Keenan left school at eighteen, acutely aware of the fact that college and formal education were not for him: "I ended up on social welfare, doing these computer courses, which were just awful. Imagine me, stuck behind a computer all day!" He laughs, looking on the bright side of what must have been a difficult time: "It got some great lyrics out of me because I was so frustrated." He escaped the claustrophobic feeling of home to Liverpool, where he busked on the street, needing to earn twenty-two pounds a day to live. "It broke down every inhibition within me. You have to play, if you don't play you aren't going to eat today. That was the driving force...it was the first time I ever felt really tuned in to a place."
On his writing process, he is adamant: it's not entirely fate or talent. He isn't coasting. "If I don't write every day I begin to unravel," he tells me, gesturing to his own notebook. Discarded in the grass for now, it will no doubt be taken up again soon after I leave. "The static builds up.
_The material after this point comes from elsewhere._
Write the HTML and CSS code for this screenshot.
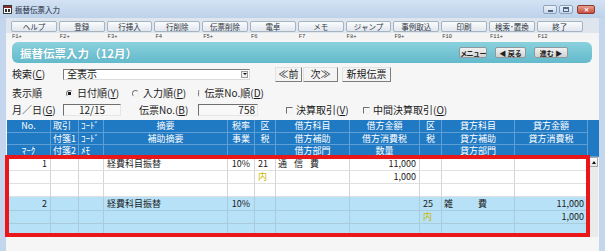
FILE: index.html
```html
<!DOCTYPE html>
<html lang="ja">
<head>
    <meta charset="UTF-8">
    <meta name="viewport" content="width=device-width, initial-scale=1.0">
    <title>振替伝票入力</title>
    <link rel="stylesheet" href="styles.css">
</head>
<body>
    <div class="window">
        <div class="titlebar">
            <svg class="app_icon" width="9" height="9" viewBox="0 0 9 9">
                <rect x="0.5" y="0.5" width="8" height="8" fill="#fff" stroke="#3a3a3a"/>
                <rect x="1" y="1" width="7" height="2" fill="#8a2b2b"/>
                <rect x="2" y="4" width="2" height="3" fill="#333"/>
                <rect x="5" y="4" width="2" height="3" fill="#333"/>
            </svg>
            <span class="title">振替伝票入力</span>
            <div class="caption_btns">
                <span class="cap min"><i></i></span>
                <span class="cap max"><i></i></span>
                <span class="cap close">✕</span>
            </div>
        </div>

        <div class="client">
            <div class="toolbar">
                <div class="tool"><button>ヘルプ</button><span>F1+</span></div>
                <div class="tool"><button>登録</button><span>F2+</span></div>
                <div class="tool"><button>行挿入</button><span>F3+</span></div>
                <div class="tool"><button>行削除</button><span>F4</span></div>
                <div class="tool"><button>伝票削除</button><span>F5+</span></div>
                <div class="tool"><button>電卓</button><span>F6</span></div>
                <div class="tool"><button>メモ</button><span>F7</span></div>
                <div class="tool"><button>ジャンプ</button><span>F8+</span></div>
                <div class="tool"><button>事例取込</button><span>F9+</span></div>
                <div class="tool"><button>印刷</button><span>F10</span></div>
                <div class="tool"><button>検索･置換</button><span>F11+</span></div>
                <div class="tool"><button>終了</button><span>F12</span></div>
            </div>

            <div class="band">
                <h1>振替伝票入力（12月）</h1>
                <div class="nav">
                    <button class="nav_menu">メニュー</button>
                    <button class="nav_back">◀ 戻る</button>
                    <button class="nav_fwd">進む ▶</button>
                </div>
            </div>

            <div class="form">
                <div class="row row_search">
                    <span class="lbl">検索(<u>C</u>)</span>
                    <div class="select">全表示<span class="arrow"></span></div>
                    <button class="flat prev">≪前</button>
                    <button class="flat next">次≫</button>
                    <button class="flat new">新規伝票</button>
                </div>
                <div class="row row_order">
                    <span class="lbl">表示順</span>
                    <span class="radio"><span class="dot on"></span><span>日付順(<u>Y</u>)</span></span>
                    <span class="radio"><span class="dot"></span><span>入力順(<u>P</u>)</span></span>
                    <span class="radio"><span class="dot"></span><span>伝票No.順(<u>D</u>)</span></span>
                </div>
                <div class="row row_date">
                    <span class="lbl">月／日(<u>G</u>)</span>
                    <div class="field date">12/15</div>
                    <span class="lbl_no">伝票No.(<u>B</u>)</span>
                    <div class="field num">758</div>
                    <span class="chk chk1"><span class="box"></span><span>決算取引(<u>V</u>)</span></span>
                    <span class="chk"><span class="box"></span><span>中間決算取引(<u>O</u>)</span></span>
                </div>
            </div>

            <div class="grid">
                <div class="head">
                    <div>No.</div><div class="l">取引</div><div class="l">ｺｰﾄﾞ</div><div>摘要</div><div>税率</div><div>区</div><div>借方科目</div><div>借方金額</div><div>区</div><div>貸方科目</div><div>貸方金額</div><div class="corner"></div>
                    <div></div><div class="l">付箋1</div><div class="l">ｺｰﾄﾞ</div><div>補助摘要</div><div>事業</div><div>税</div><div>借方補助</div><div>借方消費税</div><div>税</div><div>貸方補助</div><div>貸方消費税</div>
                    <div>ﾏｰｸ</div><div class="l">付箋2</div><div class="l">ﾒﾓ</div><div></div><div></div><div></div><div>借方部門</div><div>数量</div><div></div><div>貸方部門</div><div></div>
                </div>

                <div class="body">
                    <div class="rows">
                        <div class="rec first">
                            <div class="r">1</div><div></div><div></div><div class="text">経費科目振替</div><div class="c">10%</div><div class="kb">21</div><div class="acct a1">通信費</div><div class="r">11,000</div><div></div><div></div><div></div>
                        </div>
                        <div class="rec">
                            <div></div><div></div><div></div><div></div><div></div><div class="kb tax">内</div><div></div><div class="r">1,000</div><div></div><div></div><div></div>
                        </div>
                        <div class="rec">
                            <div></div><div></div><div></div><div></div><div></div><div></div><div></div><div></div><div></div><div></div><div></div>
                        </div>
                        <div class="rec blue first">
                            <div class="r">2</div><div></div><div></div><div class="text">経費科目振替</div><div class="c">10%</div><div></div><div></div><div></div><div class="kb">25</div><div class="acct a2">雑費</div><div class="r">11,000</div>
                        </div>
                        <div class="rec blue">
                            <div></div><div></div><div></div><div></div><div></div><div></div><div></div><div></div><div class="kb tax">内</div><div></div><div class="r">1,000</div>
                        </div>
                        <div class="rec blue">
                            <div></div><div></div><div></div><div></div><div></div><div></div><div></div><div></div><div></div><div></div><div></div>
                        </div>
                    </div>
                    <div class="scroll">
                        <div class="up"><span></span></div>
                    </div>
                </div>
            </div>
        </div>
    </div>

    <div class="mark"></div>
</body>
</html>
```

FILE: styles.css
```css
*{
    margin: 0;
    padding: 0;
    box-sizing: border-box;
}

body{
    width: 605px;
    height: 251px;
    overflow: hidden;
    position: relative;
    background-color: #c3d6ed;
    font-family: "Noto Sans CJK JP", "Noto Sans", sans-serif;
    color: #1b1b1b;
}

button{
    font-family: inherit;
    color: inherit;
    padding: 0;
    cursor: pointer;
}

.window{
    height: 251px;
    display: flex;
    flex-direction: column;
}

/* title bar */
.titlebar{
    height: 18px;
    display: flex;
    align-items: center;
    padding-left: 3px;
    background: linear-gradient(#d3e2f4, #bdd2ea);
}

.title{
    font-size: 7.5px;
    line-height: 9px;
    margin-left: 3px;
    color: #1d2b3c;
}

.caption_btns{
    margin-left: auto;
    margin-right: 10px;
    align-self: flex-start;
    margin-top: 5px;
    display: flex;
    gap: 2px;
}

.cap{
    width: 14px;
    height: 9px;
    border: 1px solid #8ca2bd;
    border-radius: 2px;
    background: linear-gradient(#edf3fb, #c8d7ea);
    display: flex;
    align-items: center;
    justify-content: center;
}

.min i{
    width: 5px;
    height: 2px;
    margin-top: 3px;
    background: #4d6682;
}

.max i{
    width: 6px;
    height: 5px;
    border: 1px solid #4d6682;
    border-top-width: 2px;
}

.close{
    width: 18px;
    margin-left: 2px;
    border-color: #8d3a32;
    background: linear-gradient(#e9a08f, #c84c3d);
    color: #fff;
    font-size: 6px;
    line-height: 6px;
    font-weight: bold;
}

/* client */
.client{
    flex: 1;
    margin: 0 6px;
    background-color: #f6f6f6;
    display: flex;
    flex-direction: column;
}

.toolbar{
    height: 22px;
    padding: 3px 0 0 5px;
    display: flex;
    gap: 2px;
    background: linear-gradient(#dee5ed 0, #dee5ed 15px, #f4f4f4 15px);
}

.tool{
    width: 45.8px;
    display: flex;
    flex-direction: column;
}

.tool button{
    height: 11px;
    font-size: 7.5px;
    line-height: 9px;
    color: #2c3440;
    background: linear-gradient(#fbfcfd, #e1e7ee);
    border: 1px solid #a6b3c2;
    border-radius: 2px;
}

.tool span{
    margin-top: 1px;
    padding-left: 1px;
    font-family: "Liberation Mono", monospace;
    font-size: 5.5px;
    line-height: 7px;
    color: #3c3c3c;
}

/* title band */
.band{
    height: 21px;
    margin: 2px 7px 0 6px;
    padding: 0 24px 0 8px;
    border-radius: 6px;
    display: flex;
    align-items: center;
    background: linear-gradient(#8ad1dd, #63bacb);
}

.band h1{
    font-size: 11.5px;
    line-height: 14px;
    font-weight: bold;
    color: #fff;
    text-shadow: 0 0 1px #4b9aab;
}

.nav{
    margin-left: auto;
    display: flex;
    gap: 8px;
}

.nav button{
    height: 11px;
    font-size: 7px;
    line-height: 8px;
    font-weight: bold;
    color: #222;
    white-space: nowrap;
    background: linear-gradient(#f2f2f2, #d2d2d2);
    border: 1px solid #8f9a9e;
    border-radius: 2px;
}

.nav_menu{ width: 28px; letter-spacing: -0.6px; }
.nav_back{ width: 31px; }
.nav_fwd{ width: 34px; }

/* search form */
.form{
    padding: 3px 0 0 6px;
    display: flex;
    flex-direction: column;
}

.row{
    display: flex;
    align-items: center;
    font-size: 10px;
    line-height: 12px;
}

.row_search{ height: 16px; }
.row_order{ height: 14px; margin-top: 4px; }
.row_date{ height: 14px; margin-top: 3px; }

.lbl{
    width: 51px;
}

.select{
    width: 187px;
    height: 11px;
    padding-left: 3px;
    display: flex;
    align-items: center;
    font-size: 10px;
    line-height: 10px;
    background-color: #fff;
    border: 1px solid;
    border-color: #7b7b7b #dcdcdc #dcdcdc #7b7b7b;
}

.arrow{
    margin-left: auto;
    margin-right: 1px;
    width: 7px;
    height: 7px;
    border: 1px solid #9a9a9a;
    background: #f0f0f0;
    display: flex;
    align-items: center;
    justify-content: center;
}

.arrow::before{
    content: "";
    border-left: 2px solid transparent;
    border-right: 2px solid transparent;
    border-top: 2px solid #111;
}

.flat{
    height: 15px;
    font-size: 10px;
    line-height: 12px;
    background-color: #f4f4f4;
    border: 1px solid;
    border-color: #e2e2e2 #7e7e7e #7e7e7e #e2e2e2;
}

.prev{ width: 27px; margin-left: 25px; }
.next{ width: 35px; margin-left: 1px; }
.new{ width: 49px; margin-left: 4px; }

.radio{
    width: 66px;
    display: flex;
    align-items: center;
    gap: 4px;
    white-space: nowrap;
}

.radio:nth-child(2){
    margin-left: 3px;
}

.dot{
    width: 7px;
    height: 7px;
    border-radius: 50%;
    border: 1px solid;
    border-color: #7a7a7a #f0f0f0 #f0f0f0 #7a7a7a;
}

.dot.on{
    background: radial-gradient(circle, #111 0 1.4px, transparent 1.8px);
}

.field{
    height: 12px;
    font-size: 10px;
    line-height: 10px;
    border: 1px solid;
    border-color: #6f6f6f #e6e6e6 #e6e6e6 #6f6f6f;
    background-color: #f8f8f8;
}

.date{
    width: 58px;
    text-align: center;
}

.num{
    width: 60px;
    text-align: right;
    padding-right: 2px;
}

.lbl_no{
    width: 59px;
    margin-left: 18px;
    white-space: nowrap;
}

.chk{
    display: flex;
    align-items: center;
    gap: 3px;
    white-space: nowrap;
}

.chk1{
    width: 77px;
    margin-left: 28px;
}

.box{
    width: 7px;
    height: 7px;
    border: 1px solid;
    border-color: #6f6f6f #f0f0f0 #f0f0f0 #6f6f6f;
}

/* journal grid */
.grid{
    margin: 3px 0 0 1px;
    font-size: 9px;
}

.head{
    display: grid;
    grid-template-columns: 44px 28px 25px 124px 27px 21px 74px 70px 22px 73px 73px 10px;
    grid-template-rows: 13px 12px 12px;
    background-color: #1f79c3;
    color: #fff;
}

.head div{
    display: flex;
    align-items: center;
    justify-content: center;
    line-height: 10px;
    white-space: nowrap;
    border-right: 1px solid #5e9fd6;
    border-bottom: 1px solid #5e9fd6;
}

.head .l{
    justify-content: flex-start;
    padding-left: 2px;
}

.head .corner{
    grid-row: span 3;
    border-right: none;
}

.body{
    display: flex;
    height: 80px;
}

.rows{
    width: 581px;
}

.rec{
    height: 13px;
    display: grid;
    grid-template-columns: 44px 28px 25px 124px 27px 21px 74px 70px 22px 73px 73px;
    background-color: #fff;
}

.rec.first{
    height: 14px;
}

.rec div{
    padding: 0 2px;
    line-height: 12px;
    white-space: nowrap;
    overflow: hidden;
    border-right: 1px solid #d6d6d6;
    border-bottom: 1px solid #e0e0e0;
}

.rec.blue{
    background-color: #b6e1f6;
}

.rec.blue div{
    border-color: #a9cbdc;
}

.rec.first div{
    line-height: 13px;
}

.rec .r{
    text-align: right;
    padding-right: 3px;
}

.rec .c{
    text-align: center;
}

.rec .text{
    padding-left: 3px;
}

.rec .kb{
    padding-left: 3px;
}

.tax{
    color: #c9b800;
}

.a1{
    padding-left: 4px;
    letter-spacing: 7px;
}

.a2{
    padding-left: 2px;
    letter-spacing: 25px;
}

.scroll{
    width: 10px;
    background-color: #ebebeb;
    border-left: 1px solid #d8d8d8;
}

.up{
    height: 10px;
    border: 1px solid #a9a9a9;
    background: linear-gradient(#ffffff, #e4e4e4);
    display: flex;
    align-items: center;
    justify-content: center;
}

.up span{
    border-left: 2px solid transparent;
    border-right: 2px solid transparent;
    border-bottom: 3px solid #111;
}

/* red highlight drawn over the rows */
.mark{
    position: absolute;
    left: 5px;
    top: 155px;
    width: 585px;
    height: 82px;
    border: 4px solid #e9161a;
}
```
I forget who I am almost. It's like eating or sleeping or breathing. If I don't do it I get overwhelmed with a sense of guilt, and a sense of being lost. I've always done it. You can have faith in waiting for inspiration to fall from the clouds, and it does happen, but I think discipline is a really important thing." He speaks with his hands, a trait he has inherited from his grandmother. Several tattoos inked into his forearms are immediately visible any time he says something. Among them, a quill in an ink pot. "[The ink pot] is for the next song," he says: "a reminder to appease the muse."
We are interrupted by a young boy scout in the park who is raising money for underprivileged youth. As I shell out three dollars, Keenan says "the money's a pain in the arse here, isn't it? You think you're loaded, and you've got ten dollars." It's a rare form of speech for him; he sounds like a proper millennial for the first time since we've met.
The conversation has turned to logistical questions, and I know he's given about all he has to the last forty minutes. He is not one to do anything by half, and although I don't see this until later in the evening as we're mingling with the crowd after his show, he treats everyone he meets with the same pointed attention. There is a profound sensitivity in Keenan. This is someone unafraid of himself and the world around him. He refuses to hide behind sarcasm, actively seeking out experiences in life that will inflict on him pain and joy in equal measure. Everything earnest and romantic about the past and present which might give anyone else pause, he rushes at headlong and with an open mind: "If you're constantly unearthing things every single day, you're going to come up with a piece of gold. I think it's important for me to draw from that well of experience and to top it up again and again, with different places and people. To embrace all the madness of life."